The second contention is likewise unsound for the reason that the uncontradicted evidence disclosed that the head-lights on defendant White's truck were on low beam and there is not a scintilla of evidence that the lights on his truck while on either high or low beam did not meet all legal requirements. Thus there is no showing of a violation of law by defendant White or his co-defendants which as a matter of law would constitute negligence.

Scaletta v. Silva, 52 Cal.App.2d 730, 126 P.2d 898, relied on by plaintiff, is not here in point for in the cited case the evidence disclosed that the accident was proximately caused by defendant's driving on the wrong side of the highway and failing to dim his lights after repeated signalling to do so by the driver of the other automobile. In the present case there is a total absence of any such evidence. In fact, the undisputed evidence is to the contrary.

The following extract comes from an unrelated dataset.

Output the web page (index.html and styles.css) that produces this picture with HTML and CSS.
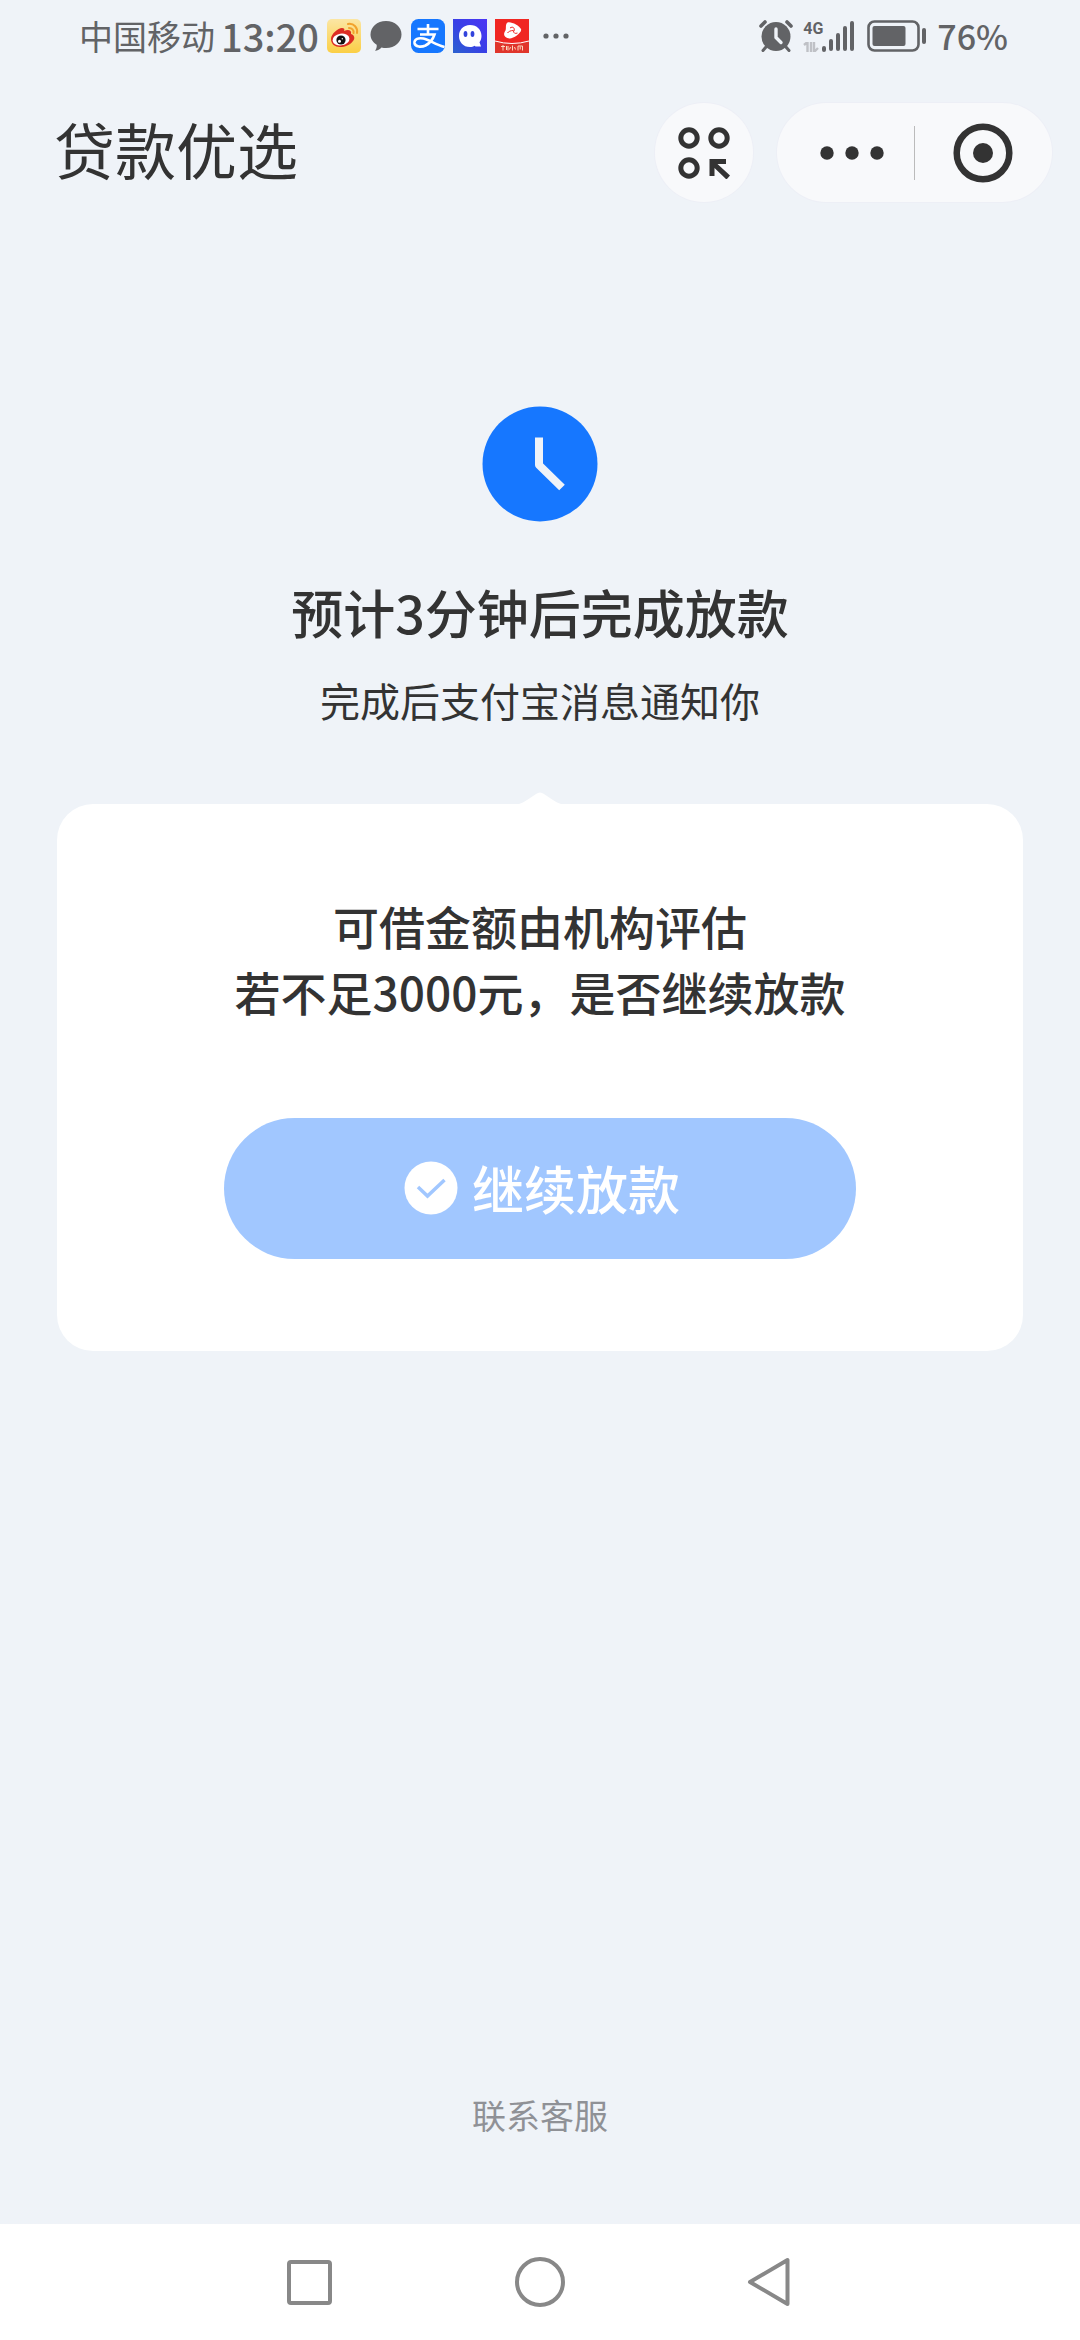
FILE: index.html
```html
<!DOCTYPE html>
<html lang="zh-CN">
<head>
<meta charset="utf-8">
<meta name="viewport" content="width=device-width, initial-scale=1">
<title>贷款优选</title>
<link rel="stylesheet" href="styles.css">
</head>
<body>
<div class="status-bar">
  <div class="status-left">
    <span class="carrier">中国移动</span>
    <span class="time">13:20</span>
    <div class="app-icons">
      <svg class="app-icon" viewBox="0 0 34 34" aria-hidden="true">
        <defs><linearGradient id="wb" x1="0" y1="0" x2="0" y2="1"><stop offset="0" stop-color="#fbe6a4"/><stop offset="1" stop-color="#fbcf45"/></linearGradient></defs>
        <rect width="34" height="34" rx="5" fill="url(#wb)"/>
        <path d="M4 20c0-5 7-11 11-11 2 0 3 1 2 3 4-2 8-1 7 3 4 1 4 5 2 7-3 4-8 6-13 6-5 0-9-3-9-8z" fill="#dc2d22"/>
        <ellipse cx="14" cy="20.500" rx="8.500" ry="5.800" fill="#fff" transform="rotate(-8 14 20.500)"/>
        <circle cx="14" cy="21" r="4.600" fill="#111"/><circle cx="12.500" cy="22.300" r="1.500" fill="#fff"/><circle cx="15.300" cy="19.800" r=".7" fill="#fff"/>
        <path d="M21 5c6-1 10 4 9 9M22 9c3 0 5 2 4.500 5" fill="none" stroke="#f2a22c" stroke-width="2" stroke-linecap="round"/>
      </svg>
      <svg class="app-icon" viewBox="0 0 34 34" aria-hidden="true">
        <path d="M17 2c9 0 15.500 6 15.500 13.500S26 29 17 29c-1.500 0-3-.2-4.500-.6-1.500 1.500-4 3.300-6.500 3.300 1.300-1.400 2-3.600 1.700-6C3.800 23.300 1.500 19.600 1.500 15.500 1.500 8 8 2 17 2z" fill="#626366"/>
      </svg>
      <svg class="app-icon" viewBox="0 0 34 34" aria-hidden="true">
        <rect width="34" height="34" rx="7.500" fill="#1677ff"/>
        <path d="M6.500 10h21M17 5v10.500M9 15.500h14.500c-1.500 4.500-5 9-9 11-4 1.800-10.500 1.500-11-2.500-.4-4 4-5.500 9-4.500 6 1.400 12 6 21 8.500" fill="none" stroke="#fff" stroke-width="2.600"/>
      </svg>
      <svg class="app-icon" viewBox="0 0 34 34" aria-hidden="true">
        <defs><linearGradient id="qb" x1="0" y1="1" x2="1" y2="0"><stop offset="0" stop-color="#2c62cf"/><stop offset=".5" stop-color="#393fe6"/><stop offset="1" stop-color="#4b35f5"/></linearGradient></defs>
        <rect width="34" height="34" fill="url(#qb)"/>
        <path d="M17 6c7 0 11.500 4.800 11.500 11 0 2.600-.8 4.700-2 6.300l1.500 4.200h-5.500l-.8-.8C20.300 27.600 18.700 28 17 28 10 28 6 23 6 17S10 6 17 6z" fill="#fff"/>
        <ellipse cx="12.500" cy="15" rx="1.900" ry="3" fill="#3344dc"/><ellipse cx="19.500" cy="15" rx="1.900" ry="3" fill="#3344dc"/>
      </svg>
      <svg class="app-icon" viewBox="0 0 34 34" aria-hidden="true">
        <rect width="34" height="34" fill="#f02622"/>
        <path d="M0 22q17 5 34 0v12H0z" fill="#e0352b"/><path d="M0 22q17 5 34 0" fill="none" stroke="#fff" stroke-width="1"/>
        <path d="M12.500 3.500c3-1.500 12 3 13.500 6.500 1.500 3.600-8 10-11.500 9.500-5-.5-7-3.500-4-8 1-2.500-.5-6 2-8z" fill="#fff"/>
        <path d="M15 9c3-2 5 0 4 3M18.500 11.500c-3 0-5 1-6 2.500M18.500 12c0 2 1.500 3 4 2" fill="none" stroke="#f02622" stroke-width="1"/>
        <path d="M6 27.500h4M8 26v5.500M11.500 27v4M13 27v4.500M17.500 26.500v5M15.500 28l-1 2.500M19.500 28l1 2.500M23 31.500V27h4.500v4.500M25.200 27.500v3" fill="none" stroke="#fbd9c0" stroke-width="1"/>
      </svg>
    </div>
    <svg class="more-dots" viewBox="0 0 26 6" aria-hidden="true"><g fill="#626366"><circle cx="3" cy="3" r="2.600"/><circle cx="13" cy="3" r="2.600"/><circle cx="23" cy="3" r="2.600"/></g></svg>
  </div>
  <div class="status-right">
    <svg class="alarm" viewBox="0 0 34 32" aria-hidden="true">
      <circle cx="17" cy="16.500" r="14.500" fill="#626366"/>
      <path d="M7 27l-3 3.500M27 27l3 3.500" stroke="#626366" stroke-width="3" stroke-linecap="round" fill="none"/>
      <path d="M-1 9L9-1M35 9L25-1" stroke="#eff3f8" stroke-width="4" fill="none"/>
      <path d="M2 6l4-4M32 6l-4-4" stroke="#626366" stroke-width="3.600" stroke-linecap="round" fill="none"/>
      <path d="M17 9v8.500l5 5" fill="none" stroke="#eff3f8" stroke-width="3.400" stroke-linecap="round" stroke-linejoin="round"/>
    </svg>
    <div class="network">
      <span class="network-type">4G</span>
      <svg class="arrows" viewBox="0 0 16 10" aria-hidden="true"><path d="M1 3l3.500-3v10M8 0v10M11 0v10l4-4" fill="none" stroke="#bfc1c6" stroke-width="2.400"/></svg>
    </div>
    <svg class="signal" viewBox="0 0 34 32" aria-hidden="true"><path d="M3 30v-2M10 29v-8M17 29V15M24 29V8M31 29V3" fill="none" stroke="#626366" stroke-width="4" stroke-linecap="round"/></svg>
    <svg class="battery" viewBox="0 0 60 32" aria-hidden="true">
      <rect x="1.500" y="1.500" width="50" height="29" rx="6" fill="none" stroke="#626366" stroke-width="2.600"/>
      <rect x="5.500" y="6" width="33" height="20" rx="2" fill="#626366"/>
      <rect x="55" y="8" width="4" height="16" rx="2" fill="#626366"/>
    </svg>
    <span class="percent">76%</span>
  </div>
</div>

<header class="app-header">
  <h1 class="app-title">贷款优选</h1>
  <div class="header-actions">
    <button class="round-button" type="button" aria-label="小程序">
      <svg class="grid-icon" viewBox="0 0 52 52" aria-hidden="true">
        <g fill="none" stroke="#333" stroke-width="5"><circle cx="11" cy="11" r="8.200"/><circle cx="41" cy="11" r="8.200"/><circle cx="11" cy="41" r="8.200"/></g>
        <path d="M31.500 32H48v5h-8.500L52 48.500l-3.500 4L36.500 41v8h-5z" fill="#333"/>
      </svg>
    </button>
    <div class="capsule">
      <button class="capsule-button capsule-more" type="button" aria-label="更多">
        <svg class="capsule-dots" viewBox="0 0 64 14" aria-hidden="true"><g fill="#333"><circle cx="7" cy="7" r="6.700"/><circle cx="32" cy="7" r="6.700"/><circle cx="57" cy="7" r="6.700"/></g></svg>
      </button>
      <button class="capsule-button" type="button" aria-label="关闭">
        <svg class="target" viewBox="0 0 60 60" aria-hidden="true"><circle cx="30" cy="30" r="26.300" fill="none" stroke="#333" stroke-width="6.500"/><circle cx="30" cy="30" r="10" fill="#333"/></svg>
      </button>
    </div>
  </div>
</header>

<main class="content">
  <svg class="clock" viewBox="0 0 116 116" aria-hidden="true">
    <circle cx="58" cy="58" r="57.500" fill="#1677ff"/>
    <path d="M57 31.500V59L80 81.500" fill="none" stroke="#eff3f8" stroke-width="8" stroke-linejoin="round"/>
  </svg>
  <h2 class="headline">预计3分钟后完成放款</h2>
  <p class="subline">完成后支付宝消息通知你</p>
  <section class="card">
    <svg class="card-arrow" viewBox="0 0 56 13" aria-hidden="true"><path d="M0 13C8 13 12 10 18 6L24 2Q28-1 32 2L38 6C44 10 48 13 56 13z" fill="#fff"/></svg>
    <p class="card-text">可借金额由机构评估<br>若不足3000元，是否继续放款</p>
    <button class="primary-button" type="button">
      <svg class="check" viewBox="0 0 54 54" aria-hidden="true"><circle cx="27" cy="27" r="26.500" fill="#fff"/><path d="M14 26l9.500 9L40.500 19" fill="none" stroke="#a1c7ff" stroke-width="3.500"/></svg>
      <span>继续放款</span>
    </button>
  </section>
  <a class="service-link" href="#">联系客服</a>
</main>

<nav class="system-nav" aria-label="系统导航">
  <button class="nav-button" type="button" aria-label="最近任务"><svg class="nav-icon" viewBox="0 0 52 52"><rect x="5" y="6" width="41" height="41" rx="2" fill="none" stroke="#888" stroke-width="4"/></svg></button>
  <button class="nav-button" type="button" aria-label="主屏幕"><svg class="nav-icon" viewBox="0 0 52 52"><circle cx="26" cy="26" r="23" fill="none" stroke="#888" stroke-width="4"/></svg></button>
  <button class="nav-button" type="button" aria-label="返回"><svg class="nav-icon" viewBox="0 0 52 52"><path d="M43.500 4v44L6 26z" fill="none" stroke="#888" stroke-width="4" stroke-linejoin="round"/></svg></button>
</nav>
</body>
</html>
```
FILE: styles.css
```css
* {
  box-sizing: border-box;
}

body {
  margin: 0;
  min-height: 100vh;
  display: flex;
  flex-direction: column;
  background: #eff3f8;
  color: #333;
  font-family: "Noto Sans CJK SC", sans-serif;
}

svg {
  display: block;
  flex: none;
}

h1, h2, p {
  margin: 0;
}

button {
  padding: 0;
  border: 0;
  background: none;
  font: inherit;
  color: inherit;
  cursor: pointer;
}

/* Status bar */
.status-bar {
  display: flex;
  justify-content: space-between;
  align-items: center;
  height: 72px;
  padding: 0 72px 0 79px;
  color: #626366;
  white-space: nowrap;
}

.status-left,
.status-right,
.app-icons {
  display: flex;
  align-items: center;
}

.carrier {
  font-size: 34px;
  line-height: 40px;
}

.time {
  margin: 0 8px 0 6px;
  font-size: 38px;
  font-weight: 500;
  line-height: 40px;
}

.app-icons {
  gap: 8px;
}

.app-icon {
  width: 34px;
  height: 34px;
}

.more-dots {
  width: 26px;
  height: 6px;
  margin-left: 14px;
}

.alarm {
  width: 34px;
  height: 32px;
}

.network {
  display: flex;
  flex-direction: column;
  gap: 4px;
  width: 18px;
  margin-left: 10px;
}

.network-type {
  font-family: Roboto, sans-serif;
  font-size: 16px;
  font-weight: 700;
  line-height: 18px;
}

.arrows {
  width: 16px;
  height: 10px;
}

.signal {
  width: 34px;
  height: 32px;
}

.battery {
  width: 60px;
  height: 32px;
  margin: 0 10px 0 12px;
}

.percent {
  font-size: 34px;
  font-weight: 500;
  line-height: 40px;
}

/* App header */
.app-header {
  display: flex;
  justify-content: space-between;
  align-items: center;
  padding: 31px 28px 0 54px;
}

.app-title {
  padding-bottom: 8px;
  font-size: 61px;
  font-weight: 400;
  line-height: 90px;
}

.header-actions {
  display: flex;
  gap: 24px;
}

.round-button,
.capsule {
  height: 99px;
  border-radius: 50px;
  background: #f8f9fb;
  box-shadow: 0 0 0 1px #edeff6;
}

.round-button {
  display: grid;
  place-items: center;
  width: 98px;
}

.grid-icon {
  width: 52px;
  height: 52px;
}

.capsule {
  display: grid;
  grid-template-columns: 1fr 1fr;
  align-items: center;
  width: 275px;
}

.capsule-button {
  display: grid;
  place-items: center;
}

.capsule-more {
  height: 54px;
  padding-left: 14px;
  border-right: 1px solid #bbb;
}

.target {
  width: 60px;
  height: 60px;
}

.capsule-dots {
  width: 64px;
  height: 14px;
}

/* Result and confirmation */
.content {
  flex: 1;
  display: flex;
  flex-direction: column;
  align-items: center;
  padding: 204px 57px 85px;
}

.clock {
  width: 116px;
  height: 116px;
}

.headline {
  margin-top: 54px;
  font-size: 52px;
  font-weight: 500;
  line-height: 72px;
}

.subline {
  margin-top: 24px;
  font-size: 40px;
  line-height: 56px;
}

.card {
  position: relative;
  display: flex;
  flex-direction: column;
  align-items: center;
  gap: 94px;
  width: 100%;
  margin-top: 76px;
  padding: 88px 40px 92px;
  border-radius: 36px;
  background: #fff;
}

.card-arrow {
  position: absolute;
  top: -12px;
  left: calc(50% - 28px);
  width: 56px;
  height: 13px;
}

.card-text {
  font-size: 46px;
  font-weight: 500;
  line-height: 66px;
  text-align: center;
}

.primary-button {
  display: flex;
  align-items: center;
  justify-content: center;
  gap: 14px;
  width: 100%;
  max-width: 632px;
  height: 141px;
  padding: 0 0 2px 4px;
  border-radius: 71px;
  background: #a1c7ff;
  color: #fff;
  font-size: 52px;
  font-weight: 500;
  line-height: 72px;
}

.check {
  width: 54px;
  height: 54px;
}

.service-link {
  margin-top: auto;
  color: #8f9196;
  font-size: 34px;
  line-height: 48px;
  text-decoration: none;
}

/* System navigation */
.system-nav {
  display: flex;
  justify-content: center;
  align-items: center;
  gap: 178px;
  height: 116px;
  background: #fff;
}

.nav-icon {
  width: 52px;
  height: 52px;
}
```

An order denying a motion for a new trial is non-appealable. (Title Ins. & Trust Co. v. Graham, 44 Cal.App.2d 660, 663, 112 P.2d 935. See cases cited in 5 West's California Digest (1951), Appeal and Error,  110, p. 134.)

The purported appeal from the order denying the motion for a new trial is dismissed.

The judgment is reversed.


1.  There is also a purported appeal from the order denying defendants' motion for a new trial.

2.  The evidence is viewed in the light most favorable to plaintiff (respondent) pursuant to the rules set forth in Re Estate of Isenberg, 63 Cal.App.2d 214, 216[2], 146 P.2d 424.

McCOMB, Justice.

MOORE, P. J., and FOX, J., concur. Hearing denied. BRAY, J., pro tem., participating in place of EDMONDS, J. GIBSON, C. J., and SHENK and CARTER, JJ., dissenting.